- Apparently a fart is your poop announcing it’s on its way.
- I’m not a Hines Ward fan, but I’ve really been enjoying the weekly documentary on his journey to become an ironman. Even world class athletes find lower levels of triathlon really hard.
- My phone and tablet are only a generation old and I'm already being told that modern apps aren't compatible with them. Really? The Tour de France app is that hi-tech?
- Nobody likes a slow cowboy.
- Scientists have discovered that plants have a built-in capacity to do math, which then helps them regulate food reserves at night to prevent starvation.
- Researchers have found food tastes better using different cutlery. I disagree, I believe it tastes different depending on your hunger and dehydration level.
- The local commercial that advertises new computers with, “Excellent hi-powered HTML graphics” makes me laugh every time.
- One of the bands I’m fond of, ”I Fight Dragons” has been named the official music of my favorite nerd card game. It’s fitting and a form of nerdvana.
- The use of old video game sounds/music in pop-music has a name, “chip tunes”.

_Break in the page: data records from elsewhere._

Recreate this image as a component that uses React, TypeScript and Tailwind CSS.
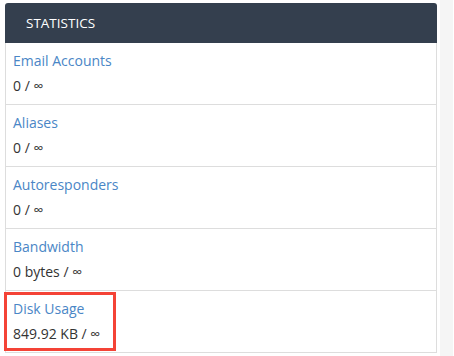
const stats = [
  { label: "Email Accounts", value: "0 / ∞" },
  { label: "Aliases", value: "0 / ∞" },
  { label: "Autoresponders", value: "0 / ∞" },
  { label: "Bandwidth", value: "0 bytes / ∞" },
  { label: "Disk Usage", value: "849.92 KB / ∞", highlight: true },
];

export default function App() {
  return (
    <div
      className="flex h-[356px] w-[454px] overflow-hidden bg-white"
      style={{ fontFamily: '"Open Sans", "Liberation Sans", sans-serif' }}
    >
      <div className="ml-[5px] mt-[3px] w-[432px] shrink-0">
        <div className="flex h-[40px] items-center rounded-t-[3px] bg-[#343f4e] pl-[21px] text-[13.5px] text-white">
          STATISTICS
        </div>
        <div className="border-x border-[#dddddd]">
          {stats.map((s) => (
            <div key={s.label} className="relative h-[62px] border-b border-[#dddddd] pl-[7px] pt-[8px]">
              {s.highlight && (
                <div className="absolute left-[-2px] top-[1px] h-[59px] w-[112px] border-[3px] border-[#f44336]" />
              )}
              <div className="text-[14px] leading-[20px] text-[#4a86c6]">{s.label}</div>
              <div className="mt-[5px] text-[14px] leading-[20px] text-[#333333]">{s.value}</div>
            </div>
          ))}
        </div>
      </div>
      <div className="ml-[3px] w-[13px] shrink-0 bg-[#f5f5f5]" />
    </div>
  );
}
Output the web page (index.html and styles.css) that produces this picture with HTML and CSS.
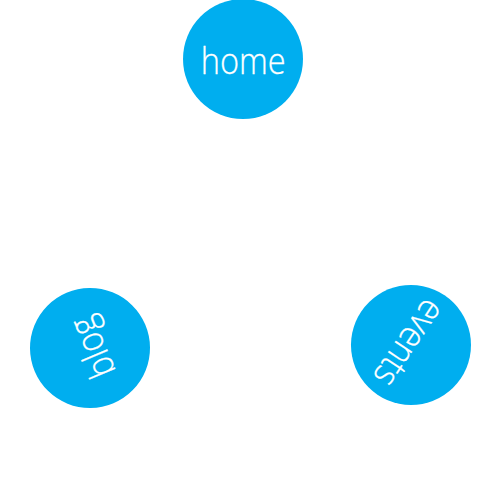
FILE: index.html
```html
<!DOCTYPE html>
<html>
<head>
<meta charset="utf-8">
<link rel="stylesheet" href="styles.css">
</head>
<body>
<nav class="stage">
  <a class="node node-home" href="#"><span class="label">home</span></a>
  <a class="node node-blog" href="#"><span class="label">blog</span></a>
  <a class="node node-events" href="#"><span class="label">events</span></a>
</nav>
</body>
</html>
```
FILE: styles.css
```css
html, body {
  margin: 0;
  padding: 0;
  background: #ffffff;
}
.stage {
  position: relative;
  width: 500px;
  height: 500px;
  overflow: hidden;
}
.node {
  position: absolute;
  width: 120px;
  height: 120px;
  border-radius: 50%;
  background: #00aeef;
  display: flex;
  align-items: center;
  justify-content: center;
  text-decoration: none;
  color: #ffffff;
}
.label {
  font-family: "Open Sans", "DejaVu Sans", sans-serif;
  font-weight: 300;
  font-size: 37px;
  line-height: 1;
  display: block;
  margin-top: 0;
  transform: scaleX(0.88);
  -webkit-text-stroke: 0.3px #ffffff;
}
.node-home {
  left: 183px;
  top: -1px;
}
.node-blog {
  left: 30px;
  top: 288px;
  transform: rotate(247deg);
}
.node-events {
  left: 351px;
  top: 285px;
  transform: rotate(124deg);
}
```
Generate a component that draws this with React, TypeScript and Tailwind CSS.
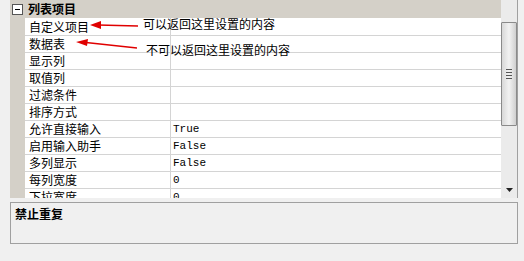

- You can get rid of the itchiness of bug bites by heat up a metal spoon under hot tap water for a minute or so, then press it directly against the bite. Hold it tight against your skin for a couple of minutes, and when you take it off, the itch should be gone for good. Basically, the itchiness is caused by anti-blood-clotting proteins that are broken down by moderately high temperatures.
- The phrase, “I’m going to tell your mom/dad” is completely lost on today’s youth. I remember when it was the scariest thing you could have said to me.
- Just because you can't dance, that doesn't mean you shouldn't dance.
- You are never too old for Disney movies.
- Regardless of the travesty of an apocalypse, I’ll never be able to dress in the required post-apocalypse fashion style of BDSM depicted in every movie.
- On July 4th, MTV reverted to its roots and played music videos all day….surprisingly, I didn’t miss it.
- I miss being able to slam my phone down when I hang up on someone during an argument. Frantically hitting "end call" isn't the same.
- I successfully survived a week of watching a kitten without succumbing to the desire to get one for the kids.